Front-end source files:

******************************

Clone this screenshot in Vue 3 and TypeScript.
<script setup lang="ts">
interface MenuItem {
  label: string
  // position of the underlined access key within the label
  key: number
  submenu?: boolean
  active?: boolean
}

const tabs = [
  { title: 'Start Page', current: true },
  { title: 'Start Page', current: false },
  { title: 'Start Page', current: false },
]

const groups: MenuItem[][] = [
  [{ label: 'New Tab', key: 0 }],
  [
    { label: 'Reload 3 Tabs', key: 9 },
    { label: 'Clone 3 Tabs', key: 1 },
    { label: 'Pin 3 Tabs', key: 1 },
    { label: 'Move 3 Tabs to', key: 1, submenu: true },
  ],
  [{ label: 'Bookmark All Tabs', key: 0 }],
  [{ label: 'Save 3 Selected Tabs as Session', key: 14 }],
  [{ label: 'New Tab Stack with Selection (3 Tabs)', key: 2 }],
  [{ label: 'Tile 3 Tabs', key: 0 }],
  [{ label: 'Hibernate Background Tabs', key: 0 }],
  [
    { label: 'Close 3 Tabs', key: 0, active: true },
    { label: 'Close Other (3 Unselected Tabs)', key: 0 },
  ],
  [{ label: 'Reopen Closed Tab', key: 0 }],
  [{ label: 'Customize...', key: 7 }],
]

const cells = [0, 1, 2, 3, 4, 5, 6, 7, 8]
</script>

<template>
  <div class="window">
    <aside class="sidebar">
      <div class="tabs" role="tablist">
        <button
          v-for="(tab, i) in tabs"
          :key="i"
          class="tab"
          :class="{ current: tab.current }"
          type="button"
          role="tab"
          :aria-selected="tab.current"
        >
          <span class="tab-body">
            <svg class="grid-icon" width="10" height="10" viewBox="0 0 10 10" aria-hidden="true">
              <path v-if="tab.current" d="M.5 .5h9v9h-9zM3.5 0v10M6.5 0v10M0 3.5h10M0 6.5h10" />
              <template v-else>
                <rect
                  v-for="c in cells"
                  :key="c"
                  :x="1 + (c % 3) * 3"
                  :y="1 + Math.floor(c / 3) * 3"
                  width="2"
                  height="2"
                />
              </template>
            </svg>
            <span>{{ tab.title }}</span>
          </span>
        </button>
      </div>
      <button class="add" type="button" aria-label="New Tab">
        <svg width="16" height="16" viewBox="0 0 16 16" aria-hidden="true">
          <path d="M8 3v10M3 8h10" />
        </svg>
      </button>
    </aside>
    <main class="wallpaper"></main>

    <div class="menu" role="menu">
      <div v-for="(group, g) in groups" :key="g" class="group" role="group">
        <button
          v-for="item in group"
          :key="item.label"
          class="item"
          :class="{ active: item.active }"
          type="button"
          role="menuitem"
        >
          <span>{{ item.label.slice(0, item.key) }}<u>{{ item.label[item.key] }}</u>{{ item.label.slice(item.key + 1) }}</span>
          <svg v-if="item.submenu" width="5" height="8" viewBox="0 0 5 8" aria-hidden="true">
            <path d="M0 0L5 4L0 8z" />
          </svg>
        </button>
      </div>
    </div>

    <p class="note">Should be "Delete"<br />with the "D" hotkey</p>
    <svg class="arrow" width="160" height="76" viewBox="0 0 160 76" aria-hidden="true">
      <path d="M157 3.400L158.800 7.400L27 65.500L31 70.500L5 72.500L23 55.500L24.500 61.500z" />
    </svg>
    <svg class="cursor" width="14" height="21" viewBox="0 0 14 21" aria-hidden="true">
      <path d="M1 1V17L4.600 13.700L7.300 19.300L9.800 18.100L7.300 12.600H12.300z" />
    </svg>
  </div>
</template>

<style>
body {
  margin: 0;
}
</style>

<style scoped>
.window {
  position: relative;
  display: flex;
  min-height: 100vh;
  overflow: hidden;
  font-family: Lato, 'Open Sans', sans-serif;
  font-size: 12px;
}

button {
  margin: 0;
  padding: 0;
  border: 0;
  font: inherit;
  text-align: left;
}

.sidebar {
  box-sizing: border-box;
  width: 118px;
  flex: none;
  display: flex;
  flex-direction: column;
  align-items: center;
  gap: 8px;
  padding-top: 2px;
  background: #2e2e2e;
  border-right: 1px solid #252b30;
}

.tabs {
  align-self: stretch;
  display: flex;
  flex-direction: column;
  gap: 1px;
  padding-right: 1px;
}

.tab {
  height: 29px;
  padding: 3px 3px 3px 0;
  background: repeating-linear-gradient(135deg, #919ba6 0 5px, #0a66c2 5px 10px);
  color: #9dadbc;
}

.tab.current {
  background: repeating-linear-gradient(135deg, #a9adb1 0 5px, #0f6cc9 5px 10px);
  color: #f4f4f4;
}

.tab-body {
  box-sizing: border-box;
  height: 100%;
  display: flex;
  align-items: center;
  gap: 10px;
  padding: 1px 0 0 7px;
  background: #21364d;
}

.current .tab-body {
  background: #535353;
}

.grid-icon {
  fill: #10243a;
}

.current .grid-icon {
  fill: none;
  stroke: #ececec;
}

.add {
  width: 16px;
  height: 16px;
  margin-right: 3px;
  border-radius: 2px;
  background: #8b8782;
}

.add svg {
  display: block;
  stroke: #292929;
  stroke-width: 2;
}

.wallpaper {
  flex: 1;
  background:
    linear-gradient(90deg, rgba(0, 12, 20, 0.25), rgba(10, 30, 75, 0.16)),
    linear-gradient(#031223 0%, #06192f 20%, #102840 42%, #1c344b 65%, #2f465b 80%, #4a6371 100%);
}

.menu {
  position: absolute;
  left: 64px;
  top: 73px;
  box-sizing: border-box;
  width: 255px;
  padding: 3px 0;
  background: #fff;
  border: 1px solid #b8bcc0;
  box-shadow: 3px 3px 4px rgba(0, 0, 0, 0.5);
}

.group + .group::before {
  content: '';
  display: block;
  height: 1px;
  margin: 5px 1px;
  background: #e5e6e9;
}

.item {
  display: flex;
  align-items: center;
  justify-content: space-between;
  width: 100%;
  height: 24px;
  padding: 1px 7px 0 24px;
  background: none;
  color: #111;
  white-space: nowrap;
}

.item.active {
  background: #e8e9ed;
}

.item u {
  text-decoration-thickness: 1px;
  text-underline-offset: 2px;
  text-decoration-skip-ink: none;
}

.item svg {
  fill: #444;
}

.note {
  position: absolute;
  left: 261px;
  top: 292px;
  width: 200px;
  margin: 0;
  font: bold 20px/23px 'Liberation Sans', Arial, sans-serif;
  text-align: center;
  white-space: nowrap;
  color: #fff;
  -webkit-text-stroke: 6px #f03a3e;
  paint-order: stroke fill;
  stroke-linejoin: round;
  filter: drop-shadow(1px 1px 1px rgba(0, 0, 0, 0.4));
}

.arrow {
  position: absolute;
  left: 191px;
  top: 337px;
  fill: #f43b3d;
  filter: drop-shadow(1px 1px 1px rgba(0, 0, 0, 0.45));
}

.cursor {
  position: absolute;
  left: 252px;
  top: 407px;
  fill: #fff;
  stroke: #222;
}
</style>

******************************

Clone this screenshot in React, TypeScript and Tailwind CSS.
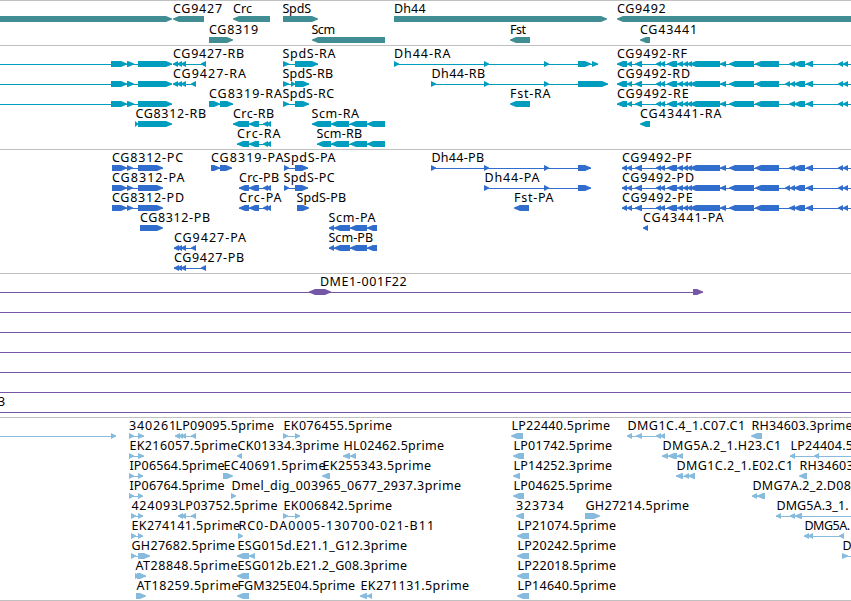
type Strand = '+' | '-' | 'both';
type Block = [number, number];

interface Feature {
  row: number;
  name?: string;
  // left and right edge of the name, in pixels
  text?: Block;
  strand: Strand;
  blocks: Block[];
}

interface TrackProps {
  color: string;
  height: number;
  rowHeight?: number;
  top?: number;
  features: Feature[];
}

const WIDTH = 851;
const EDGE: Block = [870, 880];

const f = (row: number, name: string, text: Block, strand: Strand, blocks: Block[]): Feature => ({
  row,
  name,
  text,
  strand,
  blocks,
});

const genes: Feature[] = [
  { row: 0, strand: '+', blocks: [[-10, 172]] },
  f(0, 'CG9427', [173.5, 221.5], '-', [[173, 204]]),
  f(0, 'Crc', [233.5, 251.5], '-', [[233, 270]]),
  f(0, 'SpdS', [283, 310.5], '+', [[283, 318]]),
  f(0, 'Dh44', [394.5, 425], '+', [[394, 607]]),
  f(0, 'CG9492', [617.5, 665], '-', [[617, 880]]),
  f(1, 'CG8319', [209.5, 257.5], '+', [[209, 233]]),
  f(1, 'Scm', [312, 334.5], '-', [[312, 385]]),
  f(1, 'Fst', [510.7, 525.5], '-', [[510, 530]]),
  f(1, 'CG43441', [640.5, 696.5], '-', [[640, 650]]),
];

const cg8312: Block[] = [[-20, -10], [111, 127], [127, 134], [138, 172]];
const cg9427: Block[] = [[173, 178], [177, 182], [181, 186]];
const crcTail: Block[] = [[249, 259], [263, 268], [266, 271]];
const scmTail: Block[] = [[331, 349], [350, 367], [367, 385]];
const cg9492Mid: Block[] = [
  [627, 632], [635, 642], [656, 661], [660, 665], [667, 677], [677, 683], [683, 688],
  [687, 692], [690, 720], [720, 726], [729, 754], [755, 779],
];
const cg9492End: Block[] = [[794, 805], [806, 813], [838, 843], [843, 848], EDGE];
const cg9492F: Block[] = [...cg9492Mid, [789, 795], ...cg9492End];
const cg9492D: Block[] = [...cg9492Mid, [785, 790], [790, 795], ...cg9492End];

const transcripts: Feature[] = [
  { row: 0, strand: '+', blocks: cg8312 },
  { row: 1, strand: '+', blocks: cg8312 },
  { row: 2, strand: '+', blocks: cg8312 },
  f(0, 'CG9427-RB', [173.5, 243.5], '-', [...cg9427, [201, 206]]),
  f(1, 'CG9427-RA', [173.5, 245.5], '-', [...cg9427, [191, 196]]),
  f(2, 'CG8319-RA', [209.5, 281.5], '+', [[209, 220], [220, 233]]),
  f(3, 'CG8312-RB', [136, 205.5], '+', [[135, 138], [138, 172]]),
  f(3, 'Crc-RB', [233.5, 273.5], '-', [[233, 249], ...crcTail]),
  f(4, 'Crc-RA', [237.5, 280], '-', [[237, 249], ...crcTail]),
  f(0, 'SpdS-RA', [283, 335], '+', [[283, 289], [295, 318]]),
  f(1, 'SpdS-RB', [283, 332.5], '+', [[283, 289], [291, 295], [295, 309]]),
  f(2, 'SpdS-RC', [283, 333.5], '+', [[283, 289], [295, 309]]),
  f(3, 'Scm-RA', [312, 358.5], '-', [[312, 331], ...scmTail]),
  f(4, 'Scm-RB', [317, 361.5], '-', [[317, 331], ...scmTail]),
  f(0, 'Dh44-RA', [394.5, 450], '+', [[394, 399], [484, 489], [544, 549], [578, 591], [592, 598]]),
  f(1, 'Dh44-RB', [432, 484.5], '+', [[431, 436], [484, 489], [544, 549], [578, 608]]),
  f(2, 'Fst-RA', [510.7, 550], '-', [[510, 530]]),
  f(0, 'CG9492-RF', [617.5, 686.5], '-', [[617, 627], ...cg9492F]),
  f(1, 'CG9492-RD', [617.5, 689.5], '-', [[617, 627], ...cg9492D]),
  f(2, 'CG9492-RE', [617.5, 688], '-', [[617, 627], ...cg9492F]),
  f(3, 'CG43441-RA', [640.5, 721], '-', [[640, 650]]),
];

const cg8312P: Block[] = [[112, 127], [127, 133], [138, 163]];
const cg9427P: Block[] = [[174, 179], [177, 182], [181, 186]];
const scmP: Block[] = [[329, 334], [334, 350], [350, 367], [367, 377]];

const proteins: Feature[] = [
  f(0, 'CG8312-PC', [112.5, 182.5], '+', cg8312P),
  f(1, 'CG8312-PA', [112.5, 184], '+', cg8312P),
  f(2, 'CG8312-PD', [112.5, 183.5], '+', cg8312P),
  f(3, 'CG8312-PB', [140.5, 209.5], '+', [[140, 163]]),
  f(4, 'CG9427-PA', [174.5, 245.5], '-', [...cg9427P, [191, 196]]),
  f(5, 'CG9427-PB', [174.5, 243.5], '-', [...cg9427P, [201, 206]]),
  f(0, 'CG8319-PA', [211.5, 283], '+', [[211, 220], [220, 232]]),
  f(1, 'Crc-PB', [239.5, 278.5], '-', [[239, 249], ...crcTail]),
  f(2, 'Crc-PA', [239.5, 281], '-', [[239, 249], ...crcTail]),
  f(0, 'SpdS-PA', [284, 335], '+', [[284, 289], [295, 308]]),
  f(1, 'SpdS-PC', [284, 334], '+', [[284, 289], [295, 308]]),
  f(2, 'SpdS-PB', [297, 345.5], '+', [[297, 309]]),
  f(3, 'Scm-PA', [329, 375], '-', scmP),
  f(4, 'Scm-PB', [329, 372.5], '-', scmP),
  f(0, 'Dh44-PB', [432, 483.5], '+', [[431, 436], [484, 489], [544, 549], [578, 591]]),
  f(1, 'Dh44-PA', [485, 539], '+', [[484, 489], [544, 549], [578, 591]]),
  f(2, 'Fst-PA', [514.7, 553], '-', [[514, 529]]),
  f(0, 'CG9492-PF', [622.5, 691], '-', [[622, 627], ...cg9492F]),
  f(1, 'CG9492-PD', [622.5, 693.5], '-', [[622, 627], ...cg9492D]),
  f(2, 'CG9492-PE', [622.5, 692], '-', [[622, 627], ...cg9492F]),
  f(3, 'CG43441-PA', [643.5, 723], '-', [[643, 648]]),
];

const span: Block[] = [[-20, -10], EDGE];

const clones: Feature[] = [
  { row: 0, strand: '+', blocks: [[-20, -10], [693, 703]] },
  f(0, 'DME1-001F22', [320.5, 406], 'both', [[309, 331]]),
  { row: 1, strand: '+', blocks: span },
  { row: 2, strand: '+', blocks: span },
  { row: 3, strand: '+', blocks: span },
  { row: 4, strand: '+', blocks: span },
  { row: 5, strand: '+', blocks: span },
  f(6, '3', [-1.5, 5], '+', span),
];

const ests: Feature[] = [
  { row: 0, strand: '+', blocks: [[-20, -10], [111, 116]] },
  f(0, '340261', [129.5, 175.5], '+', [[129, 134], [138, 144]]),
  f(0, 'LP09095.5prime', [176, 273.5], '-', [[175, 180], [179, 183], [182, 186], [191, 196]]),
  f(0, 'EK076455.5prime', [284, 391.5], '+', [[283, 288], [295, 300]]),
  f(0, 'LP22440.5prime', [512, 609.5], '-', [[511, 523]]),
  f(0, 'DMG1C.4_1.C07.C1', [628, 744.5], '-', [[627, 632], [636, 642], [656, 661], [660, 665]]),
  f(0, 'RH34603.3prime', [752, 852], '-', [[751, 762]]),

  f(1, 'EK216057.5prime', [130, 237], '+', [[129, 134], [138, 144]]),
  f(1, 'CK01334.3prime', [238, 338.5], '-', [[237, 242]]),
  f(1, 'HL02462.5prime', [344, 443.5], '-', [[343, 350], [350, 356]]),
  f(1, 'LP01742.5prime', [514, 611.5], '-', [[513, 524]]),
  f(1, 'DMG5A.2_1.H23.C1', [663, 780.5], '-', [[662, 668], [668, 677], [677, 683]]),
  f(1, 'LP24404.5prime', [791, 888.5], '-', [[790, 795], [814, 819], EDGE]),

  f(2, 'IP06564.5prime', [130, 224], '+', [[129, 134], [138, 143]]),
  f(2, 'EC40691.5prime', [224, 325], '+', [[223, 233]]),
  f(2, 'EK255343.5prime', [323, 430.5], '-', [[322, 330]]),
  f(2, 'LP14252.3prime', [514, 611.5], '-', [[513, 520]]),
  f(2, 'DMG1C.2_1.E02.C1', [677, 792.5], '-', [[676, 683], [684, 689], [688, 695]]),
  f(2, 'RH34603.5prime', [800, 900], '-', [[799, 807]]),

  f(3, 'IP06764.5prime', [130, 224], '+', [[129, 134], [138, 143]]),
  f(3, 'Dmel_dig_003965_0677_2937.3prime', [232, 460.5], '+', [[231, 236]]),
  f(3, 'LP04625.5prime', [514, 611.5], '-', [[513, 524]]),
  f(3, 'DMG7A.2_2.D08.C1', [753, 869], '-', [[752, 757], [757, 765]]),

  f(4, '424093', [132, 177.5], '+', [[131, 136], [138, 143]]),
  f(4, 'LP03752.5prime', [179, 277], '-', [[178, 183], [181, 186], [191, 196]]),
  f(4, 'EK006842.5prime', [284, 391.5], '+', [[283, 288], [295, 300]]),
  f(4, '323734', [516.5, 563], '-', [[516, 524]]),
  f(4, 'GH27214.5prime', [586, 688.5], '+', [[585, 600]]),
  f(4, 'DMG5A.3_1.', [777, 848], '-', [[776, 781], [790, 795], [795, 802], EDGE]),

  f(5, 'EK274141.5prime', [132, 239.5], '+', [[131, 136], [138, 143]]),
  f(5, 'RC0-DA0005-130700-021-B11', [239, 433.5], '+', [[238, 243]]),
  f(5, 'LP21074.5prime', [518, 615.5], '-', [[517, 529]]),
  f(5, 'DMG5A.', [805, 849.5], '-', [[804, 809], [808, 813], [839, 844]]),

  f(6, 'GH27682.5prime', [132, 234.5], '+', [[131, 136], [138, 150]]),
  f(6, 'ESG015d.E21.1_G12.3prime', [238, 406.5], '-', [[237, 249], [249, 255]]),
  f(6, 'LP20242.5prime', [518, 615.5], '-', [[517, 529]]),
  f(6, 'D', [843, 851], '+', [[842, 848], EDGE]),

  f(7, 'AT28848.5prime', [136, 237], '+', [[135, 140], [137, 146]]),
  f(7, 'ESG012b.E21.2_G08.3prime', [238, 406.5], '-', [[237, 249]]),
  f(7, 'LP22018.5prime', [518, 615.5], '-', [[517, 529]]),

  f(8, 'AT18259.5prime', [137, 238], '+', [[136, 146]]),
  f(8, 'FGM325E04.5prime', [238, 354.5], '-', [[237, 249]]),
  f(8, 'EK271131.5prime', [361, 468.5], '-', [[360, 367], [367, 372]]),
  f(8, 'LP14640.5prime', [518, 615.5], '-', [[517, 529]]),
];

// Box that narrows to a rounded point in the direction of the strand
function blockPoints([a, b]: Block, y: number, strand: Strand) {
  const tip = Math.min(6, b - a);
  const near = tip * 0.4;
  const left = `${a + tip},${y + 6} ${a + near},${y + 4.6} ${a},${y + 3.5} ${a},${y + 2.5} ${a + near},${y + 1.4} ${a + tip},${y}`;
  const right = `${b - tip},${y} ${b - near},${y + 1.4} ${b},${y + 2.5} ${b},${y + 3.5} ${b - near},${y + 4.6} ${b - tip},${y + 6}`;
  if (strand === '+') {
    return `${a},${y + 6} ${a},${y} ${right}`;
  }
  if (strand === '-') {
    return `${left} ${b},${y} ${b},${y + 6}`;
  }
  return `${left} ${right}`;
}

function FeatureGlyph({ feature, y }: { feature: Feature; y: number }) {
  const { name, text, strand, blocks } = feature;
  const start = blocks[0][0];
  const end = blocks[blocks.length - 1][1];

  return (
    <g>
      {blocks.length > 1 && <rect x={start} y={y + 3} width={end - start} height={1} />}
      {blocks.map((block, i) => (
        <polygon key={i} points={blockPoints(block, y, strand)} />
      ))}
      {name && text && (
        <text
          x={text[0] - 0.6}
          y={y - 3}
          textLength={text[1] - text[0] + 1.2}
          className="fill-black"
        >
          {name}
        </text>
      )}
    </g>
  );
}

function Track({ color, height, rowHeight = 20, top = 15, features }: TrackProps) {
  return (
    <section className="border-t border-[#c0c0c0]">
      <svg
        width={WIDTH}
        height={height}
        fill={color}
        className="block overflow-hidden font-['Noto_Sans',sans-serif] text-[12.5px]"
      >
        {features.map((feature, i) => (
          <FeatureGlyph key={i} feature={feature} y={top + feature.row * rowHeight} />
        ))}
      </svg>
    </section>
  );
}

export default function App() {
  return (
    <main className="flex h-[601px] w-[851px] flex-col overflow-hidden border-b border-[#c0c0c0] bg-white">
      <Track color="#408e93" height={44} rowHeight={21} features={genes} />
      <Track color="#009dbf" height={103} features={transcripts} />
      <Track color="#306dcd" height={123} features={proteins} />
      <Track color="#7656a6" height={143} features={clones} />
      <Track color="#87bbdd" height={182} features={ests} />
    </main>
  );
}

******************************

* [What you are asked to do]: All lines in the data that contain the word "screenshot" should be copied.

* [Completed task]:
Clone this screenshot in Vue 3 and TypeScript.
Clone this screenshot in React, TypeScript and Tailwind CSS.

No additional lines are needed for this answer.